Kushite King of Meroë
- Reign: 5th century BC
- Predecessor: Talakhamani
- Successor: Baskakeren
- Royal titulary

Horus name
| Khanakht Khaemwaset ("Mighty Bull appearing in Thebes"); Mortuary name (?) Hortawy |

Nebty name
| ttawyneb ("Seizer of every land"); Mortuary name (?) Merymaat |

Golden Horus
| Uafkhesutneb(ut) ("Subduer of every land"); Mortuary name (?) Irymaat |

Prenomen
| Neferibre ("Re is one whose heart is beautiful") |

Nomen
Amanineteyerike ( 'rk-Imn-nwty) ("Begotten of Amun of No(=Thebes)")
| G39 / N5 |  |  |
- Father: Malewiebamani
- Burial: Pyramid at Nuri (Nuri 12)

= Amanineteyerike =

5th-century BCE Kushite King of Meroe

Amanineteyerike (Amanneteyerike, Aman-nete-yerike, Irike-Amannote) was a Kushite King of Meroë.
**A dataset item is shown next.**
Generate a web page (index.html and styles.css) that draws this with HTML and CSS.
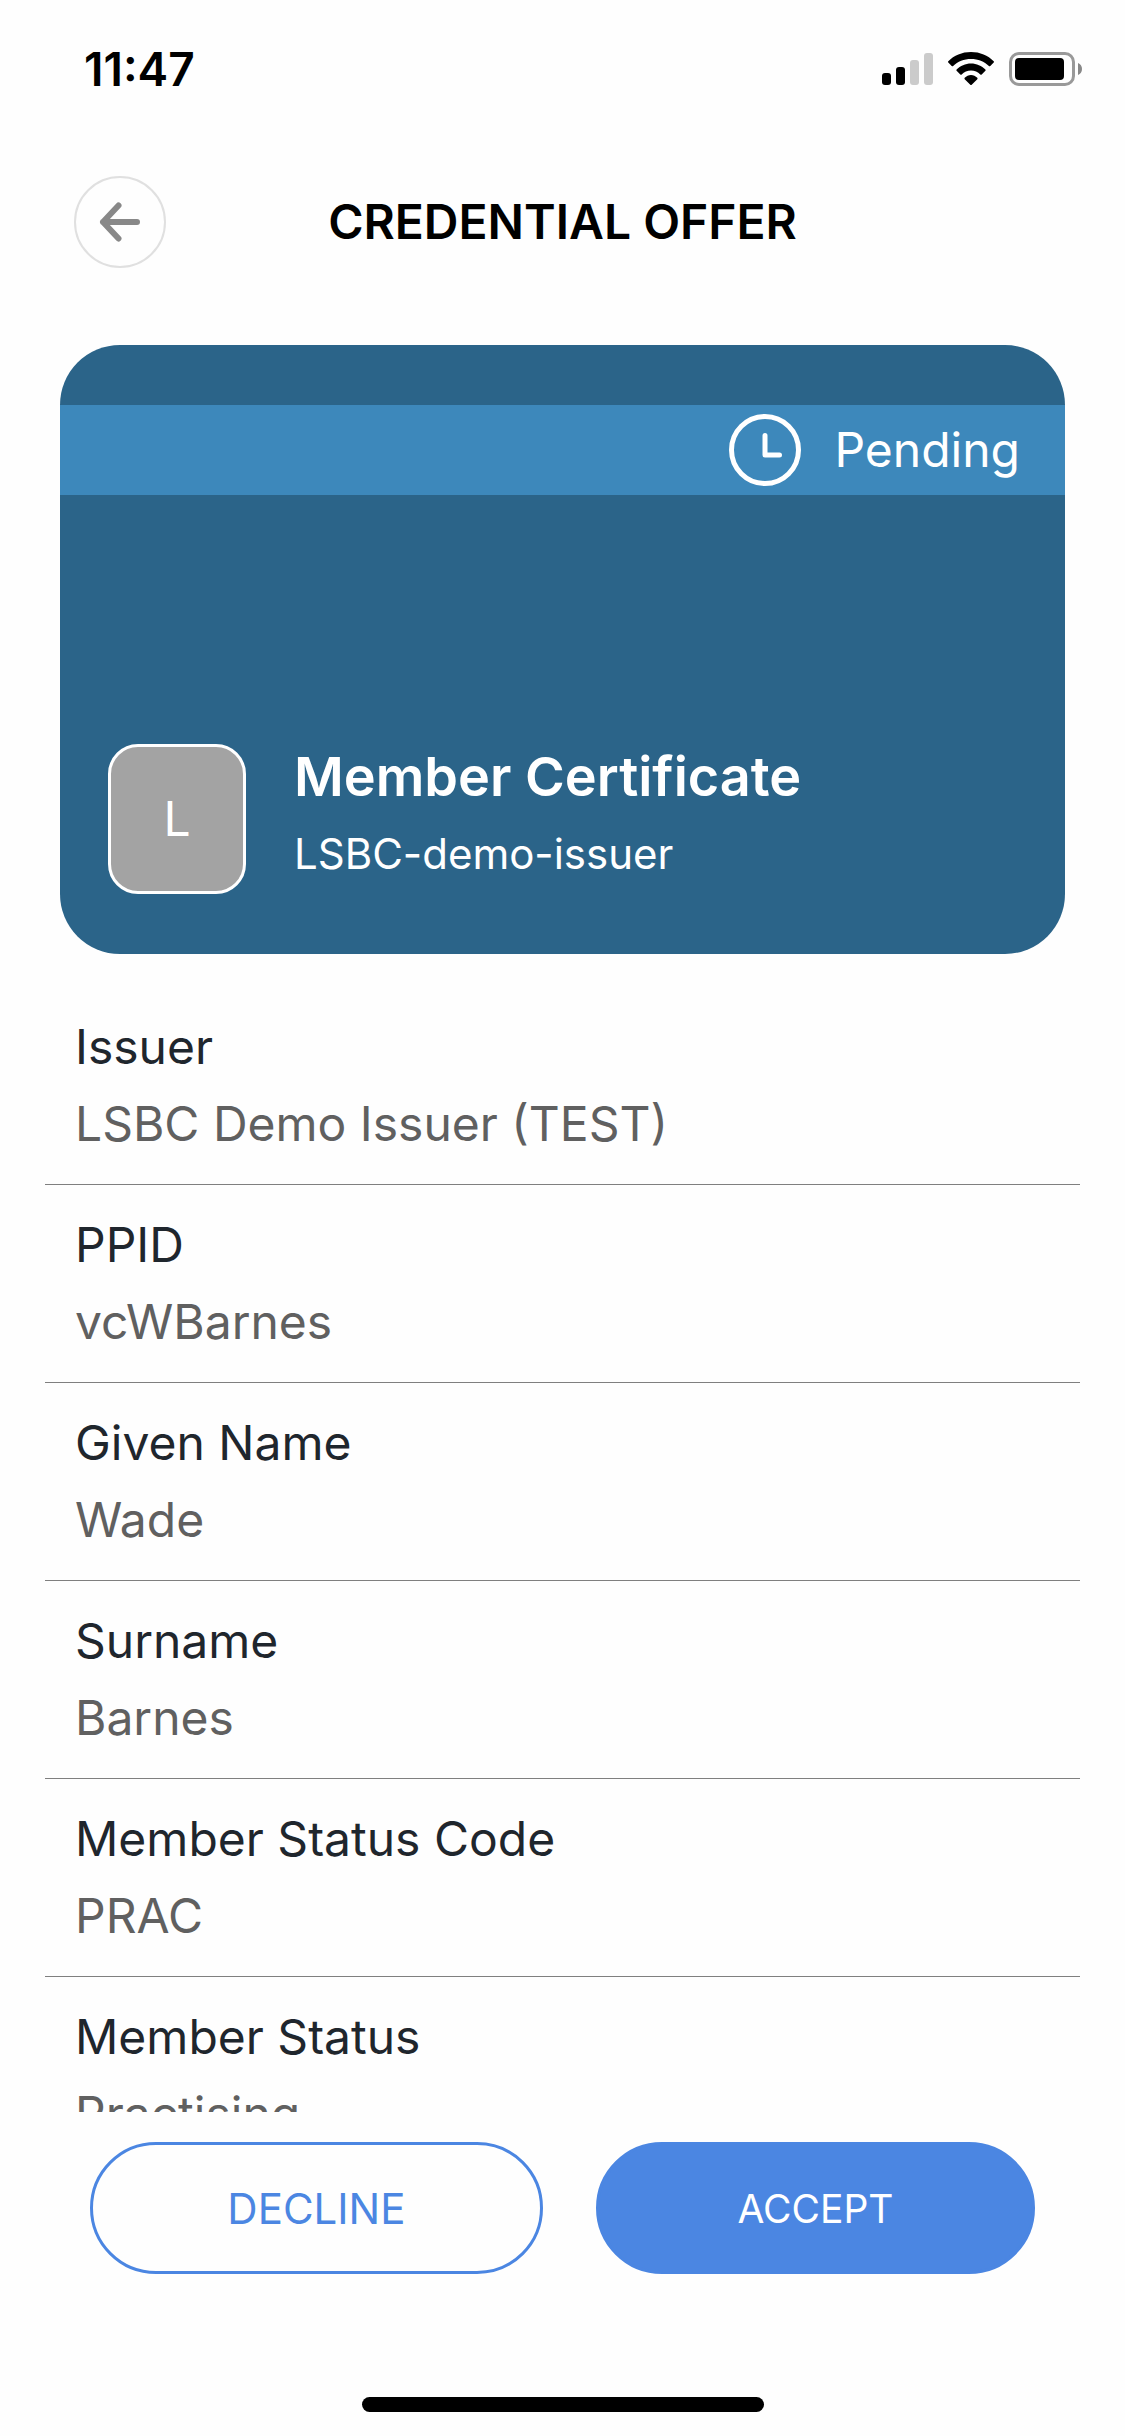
FILE: index.html
```html
<!DOCTYPE html>
<html lang="en">
<head>
  <meta charset="utf-8">
  <meta name="viewport" content="width=device-width, initial-scale=1">
  <title>Credential Offer</title>
  <link rel="stylesheet" href="styles.css">
</head>
<body>
  <div class="app">
    <div class="status-bar">
      <span class="status-time">11:47</span>
      <div class="status-icons">
        <svg width="51" height="34" viewBox="0 0 51 34" aria-hidden="true">
          <rect x="0" y="21" width="9" height="12" rx="3"/>
          <rect x="14" y="15" width="9" height="18" rx="3"/>
          <rect x="28" y="8" width="9" height="25" rx="3" fill="#cbcbcb"/>
          <rect x="42" y="1" width="9" height="32" rx="3" fill="#cbcbcb"/>
        </svg>
        <svg width="46" height="34" viewBox="0 0 46 34" aria-hidden="true">
          <path d="M0.3 9.2C6 3.4 14 0 23 0s17 3.4 22.7 9.2c.4.4.4 1 0 1.400L42.300 14c-.4.4-1 .4-1.400 0C36.300 9.600 30 7 23 7S9.700 9.600 5.100 14c-.4.4-1 .4-1.400 0L.3 10.600c-.4-.4-.4-1 0-1.400z"/>
          <path d="M8.600 17.400C12.300 13.900 17.400 11.500 23 11.500s10.700 2.400 14.400 5.900c.4.4.4 1 0 1.400l-3.700 3.600c-.4.4-1 .4-1.400 0C29.900 20.200 26.600 18.500 23 18.500s-6.900 1.700-9.300 3.900c-.4.4-1 .4-1.400 0l-3.700-3.600c-.4-.4-.4-1 0-1.400z"/>
          <path d="M16.700 25.800C18.400 24.100 20.600 23 23 23s4.600 1.100 6.300 2.800c.4.4.4 1 0 1.400l-5.600 5.500c-.4.4-1 .4-1.400 0l-5.600-5.500c-.4-.4-.4-1 0-1.400z"/>
        </svg>
        <svg width="73" height="34" viewBox="0 0 73 34" aria-hidden="true">
          <rect x="1.500" y="1.500" width="63" height="31" rx="8.500" fill="none" stroke="#999" stroke-width="3"/>
          <rect x="6" y="6" width="49" height="22" rx="4"/>
          <path d="M69 11c2.500 1 4 3.300 4 6s-1.500 5-4 6z" fill="#888"/>
        </svg>
      </div>
    </div>

    <header class="header">
      <button class="back" type="button" aria-label="Back">
        <svg width="42" height="42" viewBox="0 0 42 42" aria-hidden="true">
          <path d="M38 21H4M19.500 4.500L4 21l15.500 16.500" fill="none" stroke="#888" stroke-width="6" stroke-linecap="round" stroke-linejoin="round"/>
        </svg>
      </button>
      <h1 class="title">CREDENTIAL OFFER</h1>
    </header>

    <main class="content">
      <section class="card">
        <div class="card-status">
          <svg width="72" height="72" viewBox="0 0 72 72" fill="none" stroke="#fff" stroke-width="5" aria-hidden="true">
            <circle cx="36" cy="36" r="33.500"/>
            <path d="M36 21.500V41h14.500" stroke-linecap="round" stroke-linejoin="round"/>
          </svg>
          <span>Pending</span>
        </div>
        <div class="card-body">
          <div class="logo">L</div>
          <div class="card-text">
            <h2 class="card-name">Member Certificate</h2>
            <p class="card-issuer">LSBC-demo-issuer</p>
          </div>
        </div>
      </section>

      <dl class="attributes">
        <div class="attribute"><dt>Issuer</dt><dd>LSBC Demo Issuer (TEST)</dd></div>
        <div class="attribute"><dt>PPID</dt><dd>vcWBarnes</dd></div>
        <div class="attribute"><dt>Given Name</dt><dd>Wade</dd></div>
        <div class="attribute"><dt>Surname</dt><dd>Barnes</dd></div>
        <div class="attribute"><dt>Member Status Code</dt><dd>PRAC</dd></div>
        <div class="attribute"><dt>Member Status</dt><dd>Practising</dd></div>
      </dl>
    </main>

    <footer class="actions">
      <button class="btn btn-outline" type="button">DECLINE</button>
      <button class="btn btn-solid" type="button">ACCEPT</button>
    </footer>
    <div class="home-indicator"></div>
  </div>
</body>
</html>
```
FILE: styles.css
```css
* {
  box-sizing: border-box;
}

body,
h1,
h2,
p,
dl,
dd {
  margin: 0;
}

body {
  background: #fefefe;
  color: #000;
  font-family: Inter, "Liberation Sans", sans-serif;
  font-size: 48px;
  line-height: 58px;
}

svg {
  display: block;
  flex: none;
}

.app {
  display: flex;
  flex-direction: column;
  height: 100vh;
}

.status-bar {
  display: flex;
  align-items: center;
  justify-content: space-between;
  padding: 40px 43px 34px 84px;
}

.status-time {
  font-size: 46px;
  font-weight: 600;
}

.status-icons {
  display: flex;
  gap: 15px;
}

.header {
  display: grid;
  grid-template-columns: 92px 1fr 92px;
  align-items: center;
  padding: 44px 74px 77px;
}

.back {
  display: flex;
  align-items: center;
  justify-content: center;
  width: 92px;
  height: 92px;
  padding: 0;
  border: 2px solid #e0e0e0;
  border-radius: 50%;
  background: none;
}

.title {
  font-size: 48px;
  font-weight: 600;
  text-align: center;
}

.content {
  flex: 1;
  min-height: 0;
  overflow: hidden;
}

.card {
  margin: 0 60px 33px;
  padding: 60px 0;
  border-radius: 60px;
  background: #2b6489;
  color: #fff;
}

.card-status {
  display: flex;
  align-items: center;
  justify-content: flex-end;
  gap: 33px;
  height: 90px;
  padding-right: 45px;
  background: #3d88bb;
}

.card-body {
  display: flex;
  align-items: center;
  gap: 48px;
  padding: 249px 48px 0;
}

.logo {
  display: flex;
  align-items: center;
  justify-content: center;
  width: 138px;
  height: 150px;
  border: 3px solid #fff;
  border-radius: 30px;
  background: #a3a3a3;
}

.card-text {
  display: flex;
  flex-direction: column;
  gap: 19px;
  padding-bottom: 8px;
}

.card-name {
  font-size: 54px;
  font-weight: 600;
}

.card-issuer {
  font-size: 42px;
}

.attributes {
  margin: 0 45px;
}

.attribute {
  display: flex;
  flex-direction: column;
  gap: 19px;
  padding: 31px 30px;
  border-bottom: 1px solid #7f7f7f;
}

.attribute dt {
  color: #1f262d;
}

.attribute dd {
  color: #606060;
}

.actions {
  display: grid;
  grid-template-columns: 33fr 32fr;
  gap: 53px;
  padding: 30px 90px 123px;
}

.btn {
  height: 132px;
  border: 3px solid #4b86e2;
  border-radius: 66px;
  font-family: inherit;
}

.btn-outline {
  background: none;
  color: #4b86e2;
  font-size: 42px;
}

.btn-solid {
  background: #4b86e2;
  color: #fff;
  font-size: 39px;
}

.home-indicator {
  align-self: center;
  width: 402px;
  height: 15px;
  margin-bottom: 24px;
  border-radius: 8px;
  background: #000;
}
```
His reign is dated to the end of the 5th century BCE.

Amanineteyerike took on a full set of titles based on those of the Egyptian Pharaohs.

Amanineteyerike was the son of King Malewiebamani, and brother of Baskakeren. His predecessor Talakhamani was either an older brother or an uncle. He was buried at the royal cemetery in Nuri (Nuri 12).

The earliest occurrence of the name Meroe so far found was on the stele of Amanineteyerike.